Question

Assume that you are writing a simple app. The model is that a 'project' has a 'category'. The project's category can be edited by choosing from a drop down list that contains all possible categories.

The user creates the following Categories: C1, C2, C3.

The user creates the following Projects, Category associations: [P1, C1], [P2, C2], [P3, C3]

Later, category C2 was deleted. Now if the user tries to edit the category of Project P2, there are a few problems: a. The categories need to be retrieved to populate the drop down list. But deleted categories will not be retrieved. Hence C2 will not be retrieved. (If deleted categories are retrieved, then the Drop Down List will be full of deleted, unusable fields)
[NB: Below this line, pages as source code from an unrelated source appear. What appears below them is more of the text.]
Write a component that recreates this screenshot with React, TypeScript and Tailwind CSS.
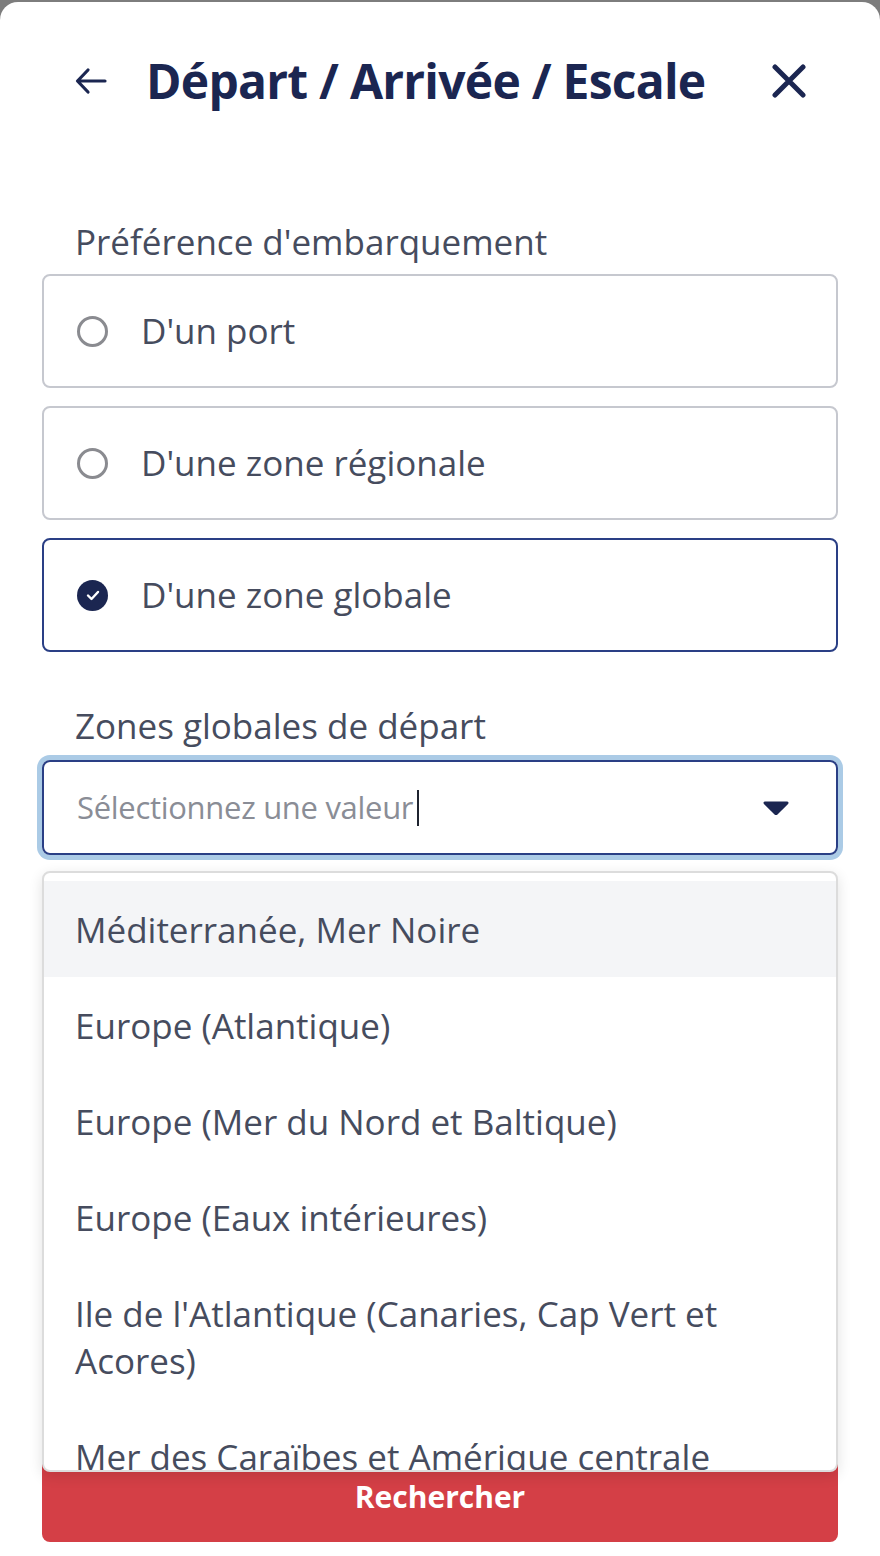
import React from 'react';

const font = { fontFamily: '"Open Sans", "Noto Sans", sans-serif' };

const options = [
  { label: "D'un port", checked: false },
  { label: "D'une zone régionale", checked: false },
  { label: "D'une zone globale", checked: true },
];

const zones = [
  'Méditerranée, Mer Noire',
  'Europe (Atlantique)',
  'Europe (Mer du Nord et Baltique)',
  'Europe (Eaux intérieures)',
  "Ile de l'Atlantique (Canaries, Cap Vert et Acores)",
  'Mer des Caraïbes et Amérique centrale',
  'Amérique du Nord',
];

const Radio = ({ checked }: { checked: boolean }) =>
  checked ? (
    <span className="flex h-[31px] w-[31px] items-center justify-center rounded-full bg-[#1b2651]">
      <svg width="14" height="11" viewBox="0 0 14 11" fill="none">
        <path d="M2 5.5l3.5 3.5L12 2" stroke="white" strokeWidth="2.4" strokeLinecap="round" strokeLinejoin="round" />
      </svg>
    </span>
  ) : (
    <span className="h-[31px] w-[31px] rounded-full border-[3px] border-[#8a8b90]" />
  );

export default function App() {
  return (
    <div className="min-h-[1556px] bg-[#7d7d7d] pt-[2px]" style={font}>
      <div className="min-h-[1554px] rounded-t-[18px] bg-white px-[42px]">
        {/* header */}
        <div className="flex h-[80px] items-center pt-[78px]">
          <div className="flex w-full items-center">
            <svg className="ml-[33px]" width="32" height="28" viewBox="0 0 32 28" fill="none">
              <path d="M30 14H3M13 3L2.5 14 13 25" stroke="#1b2651" strokeWidth="3.2" strokeLinecap="round" strokeLinejoin="round" />
            </svg>
            <h1 className="ml-[39px] text-[48px] font-bold leading-none tracking-[-0.75px] text-[#1b2651]">
              Départ / Arrivée / Escale
            </h1>
            <svg className="ml-auto mr-[32px]" width="34" height="34" viewBox="0 0 34 34" fill="none">
              <path d="M3 3l28 28M31 3L3 31" stroke="#1b2651" strokeWidth="5" strokeLinecap="round" />
            </svg>
          </div>
        </div>

        {/* preference */}
        <p className="mt-[140px] pl-[33px] text-[35px] leading-[40px] text-[#464c5e]">Préférence d'embarquement</p>
        <div className="mt-[12px] flex flex-col gap-[18px]">
          {options.map((o) => (
            <div
              key={o.label}
              className={
                o.checked
                  ? 'flex h-[114px] items-center gap-[33px] rounded-[8px] border-2 border-[#2a3f85] pl-[33px]'
                  : 'flex h-[114px] items-center gap-[33px] rounded-[8px] border-2 border-[#c6c8cf] pl-[33px]'
              }
            >
              <Radio checked={o.checked} />
              <span className="text-[35px] text-[#464c5e]">{o.label}</span>
            </div>
          ))}
        </div>

        {/* zones */}
        <p className="mt-[54px] pl-[33px] text-[35px] leading-[40px] text-[#464c5e]">Zones globales de départ</p>
        <div className="relative mt-[14px]">
          <div className="flex h-[95px] items-center rounded-[8px] border-2 border-[#2a3f85] pl-[33px] pr-[46px] ring-[5px] ring-[#abcbe6]">
            <span className="text-[31px] tracking-[-0.3px] text-[#8a8d96]">Sélectionnez une valeur</span>
            <span className="ml-[4px] h-[36px] w-[2px] bg-[#1f2430]" />
            <svg className="ml-auto" width="28" height="16" viewBox="0 0 28 16">
              <path d="M3 1.5h22c1.4 0 2 1.4 1.1 2.4l-10.6 10.6c-.8.8-2.2.8-3 0L1.9 3.9C1 2.9 1.6 1.5 3 1.5z" fill="#1b2651" />
            </svg>
          </div>

          <div className="absolute left-0 right-0 top-[111px] z-10 h-[601px] overflow-hidden rounded-[8px] border-2 border-[#dcdcdc] bg-white pt-[8px] shadow-[0_4px_14px_rgba(0,0,0,0.12)]">
            {zones.map((z, i) => (
              <div
                key={z}
                className={
                  i === 0
                    ? 'bg-[#f4f5f7] py-[24.5px] pl-[31px] pr-[40px] text-[35px] leading-[47px] text-[#464c5e]'
                    : 'py-[24.5px] pl-[31px] pr-[40px] text-[35px] leading-[47px] text-[#464c5e]'
                }
              >
                {z}
              </div>
            ))}
          </div>
        </div>

        <button className="mt-[595px] flex h-[92px] w-full items-center justify-center rounded-[8px] bg-[#d43f46] text-[30px] font-bold text-white">
          Rechercher
        </button>
      </div>
    </div>
  );
}
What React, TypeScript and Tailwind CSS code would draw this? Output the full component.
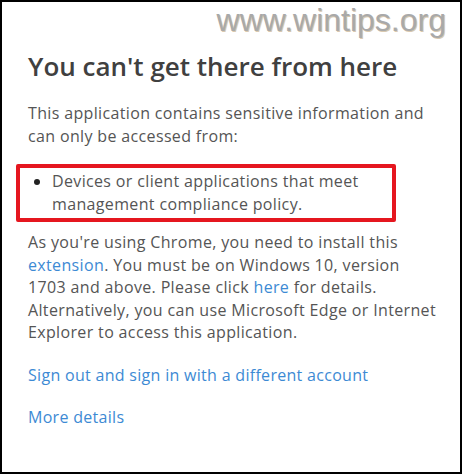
import React from 'react';

const App: React.FC = () => {
  return (
    <div className="w-[462px] h-[474px] border-2 border-black bg-white relative overflow-hidden font-['Open_Sans',sans-serif]">
      {/* watermark */}
      <div className="absolute top-[-2px] right-[14px] text-[32px] leading-[40px] text-[#a9a9a9] font-['Liberation_Sans',Arial,sans-serif] [text-shadow:1px_1px_0_#d9c9b0]">
        www.wintips.org
      </div>

      <div className="pl-[26px] pr-2 pt-[48px]">
        <h1 className="text-[26px] leading-[32px] font-semibold text-[#404040] whitespace-nowrap">
          You can't get there from here
        </h1>

        <p className="mt-[20px] text-[16px] tracking-[0.35px] leading-[23px] text-[#555555] whitespace-nowrap">
          This application contains sensitive information and
          <br />
          can only be accessed from:
        </p>

        <div className="ml-[-12px] mt-[16px] w-[380px] border-4 border-[#e5161f] rounded-[2px] py-[2px] pl-[14px]">
          <ul className="list-disc pl-[18px] text-[16px] tracking-[0.35px] leading-[23px] text-[#555555] marker:text-[#222] whitespace-nowrap">
            <li>
              Devices or client applications that meet
              <br />
              management compliance policy.
            </li>
          </ul>
        </div>

        <p className="mt-[9px] text-[16px] tracking-[0.35px] leading-[22.5px] text-[#555555] whitespace-nowrap">
          As you're using Chrome, you need to install this
          <br />
          <span className="text-[#3d8ad4]">extension</span>. You must be on Windows 10, version
          <br />
          1703 and above. Please click <span className="text-[#3d8ad4]">here</span> for details.
          <br />
          Alternatively, you can use Microsoft Edge or Internet
          <br />
          Explorer to access this application.
        </p>

        <div className="mt-[20px] flex flex-col gap-[19px] text-[16px] tracking-[0.3px] leading-[23px] text-[#3d8ad4] whitespace-nowrap">
          <span>Sign out and sign in with a different account</span>
          <span>More details</span>
        </div>
      </div>
    </div>
  );
};

export default App;
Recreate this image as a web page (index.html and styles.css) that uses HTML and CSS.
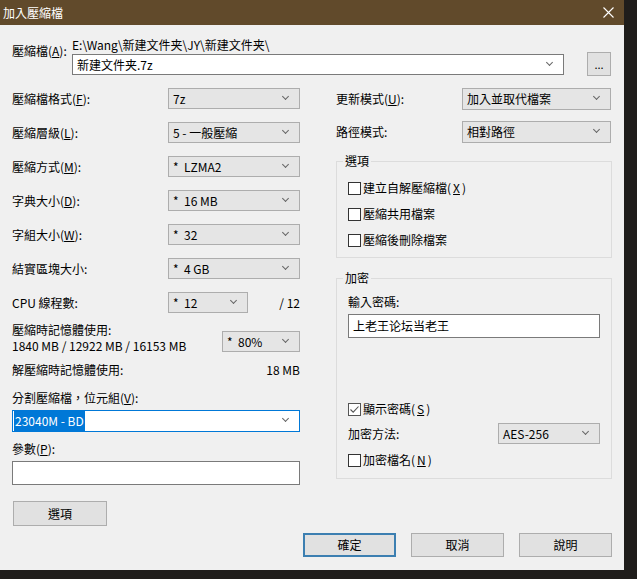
FILE: index.html
```html
<!DOCTYPE html>
<html lang="zh-TW">

<head>
    <meta charset="UTF-8">
    <meta name="viewport" content="width=device-width, initial-scale=1.0">
    <title>加入壓縮檔</title>
    <link rel="stylesheet" href="styles.css">
</head>

<body>

    <div class="dialog">
        <div class="titlebar">
            <span class="title">加入壓縮檔</span>
            <svg class="close" width="11" height="11" viewBox="0 0 11 11">
                <path d="M0.5 0.5 L10.5 10.5 M10.5 0.5 L0.5 10.5" stroke="#ffffff" stroke-width="1.1" fill="none" />
            </svg>
        </div>

        <div class="content">
            <!-- 壓縮檔路徑 -->
            <div class="archive">
                <div class="archive-label">壓縮檔(<u>A</u>):</div>
                <div class="archive-main">
                    <div class="path">E:\Wang\新建文件夹\JY\新建文件夹\</div>
                    <div class="combo">新建文件夹.7z</div>
                </div>
                <button class="btn browse">...</button>
            </div>

            <div class="columns">
                <!-- 左欄 -->
                <div class="left">
                    <div class="field"><span>壓縮檔格式(<u>F</u>):</span><div class="select">7z</div></div>
                    <div class="field"><span>壓縮層級(<u>L</u>):</span><div class="select">5 - 一般壓縮</div></div>
                    <div class="field"><span>壓縮方式(<u>M</u>):</span><div class="select">*&nbsp; LZMA2</div></div>
                    <div class="field"><span>字典大小(<u>D</u>):</span><div class="select">*&nbsp; 16 MB</div></div>
                    <div class="field"><span>字組大小(<u>W</u>):</span><div class="select">*&nbsp; 32</div></div>
                    <div class="field"><span>結實區塊大小:</span><div class="select">*&nbsp; 4 GB</div></div>
                    <div class="field cpu"><span>CPU 線程數:</span><div class="select short">*&nbsp; 12</div><span class="total">/ 12</span></div>

                    <div class="memory">
                        <div class="memory-text">
                            <div>壓縮時記憶體使用:</div>
                            <div>1840 MB / 12922 MB / 16153 MB</div>
                        </div>
                        <div class="select mem">*&nbsp; 80%</div>
                    </div>

                    <div class="decomp"><span>解壓縮時記憶體使用:</span><span>18 MB</span></div>

                    <div class="split-label">分割壓縮檔，位元組(<u>V</u>):</div>
                    <div class="combo focused"><span class="selected">23040M - BD</span></div>

                    <div class="param-label">參數(<u>P</u>):</div>
                    <div class="input"></div>

                    <button class="btn options">選項</button>
                </div>

                <!-- 右欄 -->
                <div class="right">
                    <div class="field wide"><span>更新模式(<u>U</u>):</span><div class="select">加入並取代檔案</div></div>
                    <div class="field wide second"><span>路徑模式:</span><div class="select">相對路徑</div></div>

                    <fieldset class="group">
                        <legend>選項</legend>
                        <div class="check"><span class="box"></span>建立自解壓縮檔(<u>X</u>)</div>
                        <div class="check"><span class="box"></span>壓縮共用檔案</div>
                        <div class="check"><span class="box"></span>壓縮後刪除檔案</div>
                    </fieldset>

                    <fieldset class="group crypt">
                        <legend>加密</legend>
                        <div class="pw-label">輸入密碼:</div>
                        <div class="input pw">上老王论坛当老王</div>
                        <div class="check show">
                            <span class="box checked">
                                <svg width="11" height="11" viewBox="0 0 11 11">
                                    <path d="M1.5 5.5 L4.2 8.2 L9.5 2.5" stroke="#555555" stroke-width="1.1" fill="none" />
                                </svg>
                            </span>顯示密碼(<u>S</u>)
                        </div>
                        <div class="method"><span>加密方法:</span><div class="select">AES-256</div></div>
                        <div class="check names"><span class="box"></span>加密檔名(<u>N</u>)</div>
                    </fieldset>
                </div>
            </div>

            <div class="actions">
                <button class="btn action default">確定</button>
                <button class="btn action">取消</button>
                <button class="btn action">說明</button>
            </div>
        </div>
    </div>

</body>

</html>
```

FILE: styles.css
```css
body,
html {
    margin: 0;
    background: #1f1d1b;
}

body {
    font-family: "Noto Sans CJK TC", "Liberation Sans", sans-serif;
    font-size: 12px;
    color: #000;
}

u {
    text-decoration: underline;
    text-underline-offset: 1px;
}

.dialog {
    width: 624px;
    height: 570px;
    background: #f0f0f0;
    overflow: hidden;
}

.titlebar {
    height: 25px;
    background: #614a2b;
    color: #fff;
    display: flex;
    align-items: center;
    justify-content: space-between;
    padding: 0 10px 0 3px;
    line-height: 16px;
}

.content {
    padding: 0 12px;
}

/* 通用控件 */
.select,
.combo,
.input {
    box-sizing: border-box;
    height: 21px;
    line-height: 19px;
    padding-left: 4px;
    white-space: nowrap;
    position: relative;
}

.select {
    background: #e5e5e5;
    border: 1px solid #adadad;
}

.combo {
    background: #fff;
    border: 1px solid #7a7a7a;
}

.select::after,
.combo::after {
    content: "";
    position: absolute;
    right: 11px;
    top: 5px;
    width: 4px;
    height: 4px;
    border-right: 1px solid #666;
    border-bottom: 1px solid #666;
    transform: rotate(45deg);
}

.input {
    background: #fff;
    border: 1px solid #7a7a7a;
    height: 24px;
    line-height: 22px;
}

.btn {
    box-sizing: border-box;
    background: #e1e1e1;
    border: 1px solid #adadad;
    font: inherit;
    line-height: 16px;
    padding: 0;
    color: #000;
}

/* 壓縮檔 */
.archive {
    display: flex;
    margin-top: 13px;
}

.archive-label {
    width: 60px;
    margin-top: 6px;
    line-height: 14px;
}

.archive-main {
    width: 492px;
}

.path {
    line-height: 14px;
    height: 14px;
    margin-bottom: 2px;
}

.browse {
    width: 24px;
    height: 24px;
    margin: 14px 0 0 23px;
    font-size: 11px;
}

/* 兩欄 */
.columns {
    display: grid;
    grid-template-columns: 288px 276px;
    column-gap: 36px;
    margin-top: 12px;
}

.field {
    display: grid;
    grid-template-columns: 156px 132px;
    align-items: center;
    height: 21px;
    margin-bottom: 13px;
    line-height: 16px;
}

.field.cpu {
    grid-template-columns: 156px 80px 1fr;
    margin-bottom: 9px;
}

.total {
    text-align: right;
}

.memory {
    display: flex;
    justify-content: space-between;
    height: 32px;
}

.memory-text {
    line-height: 16px;
}

.select.mem {
    width: 78px;
    margin-top: 9px;
}

.decomp {
    display: flex;
    justify-content: space-between;
    line-height: 16px;
    margin-top: 8px;
}

.split-label {
    line-height: 16px;
    margin-top: 12px;
}

.combo.focused {
    margin-top: 4px;
    height: 22px;
    line-height: 20px;
    border-color: #0078d7;
    padding-left: 1px;
}

.selected {
    background: #0078d7;
    color: #fff;
    padding: 1px 1px 2px;
}

.param-label {
    line-height: 16px;
    margin-top: 9px;
}

.param-label + .input {
    margin-top: 4px;
}

.options {
    display: block;
    width: 94px;
    height: 25px;
    margin: 16px 0 0 1px;
}

/* 右欄 */
.field.wide {
    grid-template-columns: 126px 149px;
    height: 22px;
    margin-bottom: 11px;
}

.field.wide .select {
    height: 22px;
    line-height: 20px;
}

.field.wide.second {
    margin-bottom: 10px;
}

.group {
    box-sizing: border-box;
    width: 276px;
    margin: 0;
    padding: 11px 11px 9px;
    border: 1px solid #dcdcdc;
    min-width: 0;
}

.group legend {
    padding: 0 2px;
    margin-left: -5px;
    line-height: 16px;
}

.check {
    display: flex;
    align-items: center;
    height: 16px;
    line-height: 16px;
    gap: 2px;
}

.check + .check {
    margin-top: 10px;
}

.box {
    box-sizing: border-box;
    width: 13px;
    height: 13px;
    border: 1px solid #333;
    background: #fff;
    display: flex;
    align-items: center;
    justify-content: center;
}

.box.checked {
    border-color: #555;
}

.crypt {
    margin-top: 12px;
    padding-top: 8px;
    padding-bottom: 10px;
}

.pw-label {
    line-height: 16px;
}

.input.pw {
    margin-top: 4px;
    width: 252px;
    padding-left: 4px;
}

.check.show {
    margin-top: 63px;
}

.method {
    display: grid;
    grid-template-columns: 150px 102px;
    align-items: center;
    margin-top: 6px;
    line-height: 16px;
}

.method .select {
    height: 21px;
    line-height: 19px;
}

.check.names {
    margin-top: 8px;
}

/* 底部按鈕 */
.actions {
    display: flex;
    justify-content: flex-end;
    gap: 15px;
    margin-top: 7px;
}

.action {
    width: 93px;
    height: 24px;
}

.action.default {
    border: 2px solid #3c7fb1;
}
```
b. If C2 is also retrieved then there is a risk that the user can assign the deleted category C2 to P2 once again.

What's the best design approach to handle this?

Was it helpful?

Solution

For reference tables, you need to either re-assign all the old data to a new valid category, or leave the category there with some additional fields that express when it is valid, e.g. the date or date range for which it is valid.

A boolean 'deleted' flag means you won't (might not) be able to edit old data without updating the category, but that can be deferred until old data gets edited.

OTHER TIPS

Don't allow them to delete C2. Or, alternately, allow them to delete C2 as needed, but change all the C2 categories in the system to an undefined category. That way they have to select a category the next time they edit the project (and it's still valid since it points to a previously created "undefined" category).

You're running into the issue of referential integrity.

You can't delete a category as long as it's still referenced by an existing project. However, you might consider adding a flag IsDeleted and now allow new projects to be assigned to that category.

I have used an "Obsolete" field that doesn't delete the category from existence, just hides from the appropriate screens/drop down menus, but allows for the data to be used on reports for historical reasons.

In general, for structural elements like this, unless you have a serious lack of data storage, leave the element intact with a deleted flag, so that things that reference it from before it was deleted do not become corrupted. Alternatively, impelement a ripple-delete that removes everything that references it as well.

To maintain consistency, you cannot delete C2 but you can add the option of disabling it instead of actually deleting. That way new projects are not assigned to C2.

I've handled this with the soft delete mentioned by others. Then when populating my dropdown list, I add C2 to the top of the dropdown list when modifying a project that is assigned to C2 (for deleted categories only). That way, things can be in C2, and can be moved out of C2, but nothing new can be placed in C2 (because if it's not already in C2, it's not in the dropdown list.)

I recall that the code to do this was not particularly pretty, but not very difficult either. I don't have the project open right now, but I can add more details later if you are interested.